Security forces loyal to strongman President Laurent Gbagbo guard a street below an armed United Nations watch tower on March 3. UN officials have said more than 200,000 people have fled the intensified fighting.
The three-month long conflict in Ivory Coast has entered a particularly bloody stage. Nearly 400 people have been killed in the west African country, including 32 on March 3 alone, almost all of them men who had voted for opposition leader Alassane Ouattara, according to UN figures. International groups and most nations recognized Ouattara as the legitimate leader of the country after elections late last year. But Laurent Gbagbo refuses to turn over the government and loyal forces have brutally attacked Ouattara supporters. Hundreds of civilians have fled their homes trying to avoid the clashes between the two sides. International observers fear the nation is on the verge of a civil war.
After forces loyal to Ivory Coast's strongman Laurent Gbagbo sprayed a rally of female demonstrators with gunfire on March 3, residents of Abobo gathered the sandals left behind by fleeing protesters. Sirah Drane, who helped organize the march, said she was holding a megaphone and preparing to address the large crowd that had gathered at a traffic circle in Abobo. "That's when we saw the tanks," she said. "There were thousands of women. And we said to ourselves, 'They won't shoot at women.' ... I heard a boom. They started spraying us. ... I tried to run and fell down. The others trampled me. Opening fire on unarmed women? It's inconceivable."
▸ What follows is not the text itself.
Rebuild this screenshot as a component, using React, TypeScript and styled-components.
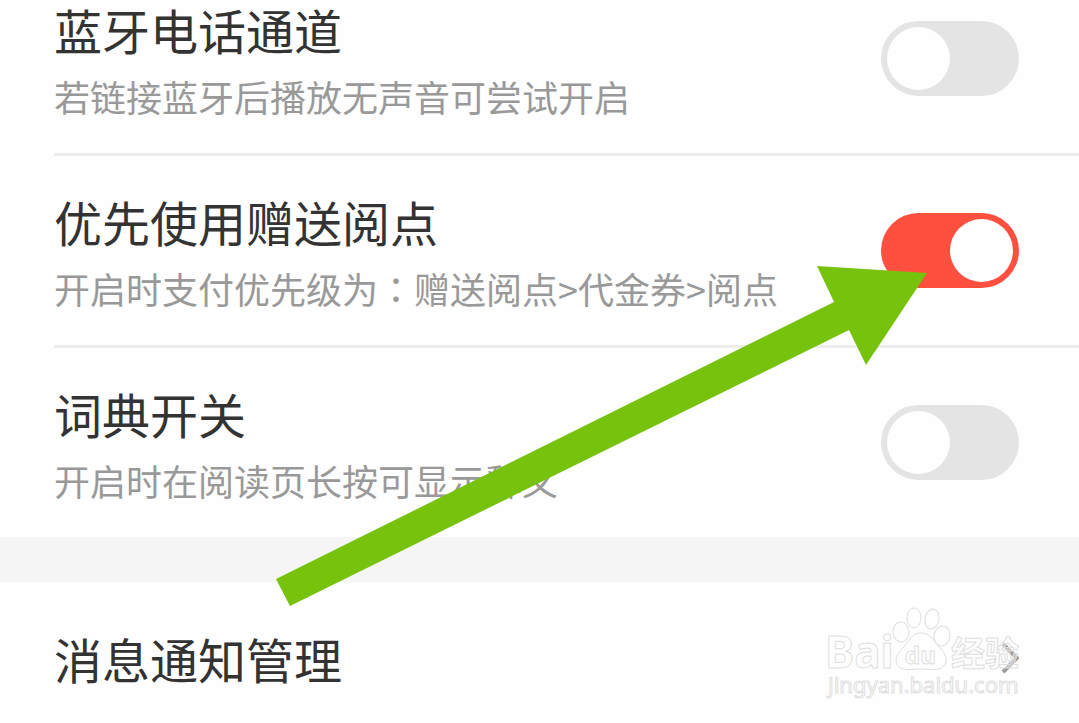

Residents burn tires and block the street where security forces loyal to Ivory Coast's strongman, Laurent Gbagbo, opened fire on demonstrators, killing at least seven women, on March 3 in Abobo, a working class neighborhood of Abidjan. The women were among hundreds gathered to call for the ouster of Gbagbo.
An anti-Gbagbo protester wields a machete during protests in the Abobo area of Abidjan March 3. The placard reads "Gbagbo - too much blood poured because of you."
Protesters block a road in Abidjan on March 3. Thousands of residents of Abidjan have been fleeing the area for the past week. Witnesses say bodies are strewn over several streets and alleys.
Women gather to rally against Laurent Gbagbo and urge him to step down in the Treichville neighborhood of Abidjan on Feb. 28. Minutes after this picture was taken, soldiers began firing to disperse the protesters. A similar attack took place in the Abobo neighborhood on March 3, when seven of the female protesters were killed.
A civilian died in the streets of Treichville in Abidjan, a victim of clashes between forces loyal to President Laurent Gbagbo and supporters of his rival, Alassane Ouattara. Security Forces had opened fire to disperse young supporters of Ouattara who had made barricades of tables and burning tires, residents said.
UN peacekeepers drive past supporters of Alassane Ouattara as they demonstrate and burn tires in the Abobo neighborhood in Abidjan on Feb. 19. The International Crisis Group said, a Belgian watchdog organization, said another civil war in Ivory Coast, involving widespread violence against civilians, is the "most likely scenario in the coming months."
An Ivory Coast's soldier stands guard next to supporters of strongman Laurent Gbagbo in Abidjan on Feb. 5. Thousands of supporters of Gbagbo rallied against Burkina Faso President Blaise Compaore's presence on an African panel mediating peace in the West African country.
Cocoa growers burn cocoa beans in front of European Union offices in Abidjan on Feb. 17 to protest against sanctions imposed on their business in a bid to increase pressure on Laurent Gbagbo. The EU has imposed a series of sanctions targeting Gbagbo that extend to the main ports of Abidjan and San Pedro, vital to the cocoa-export trade in the world's top cocoa-producing country.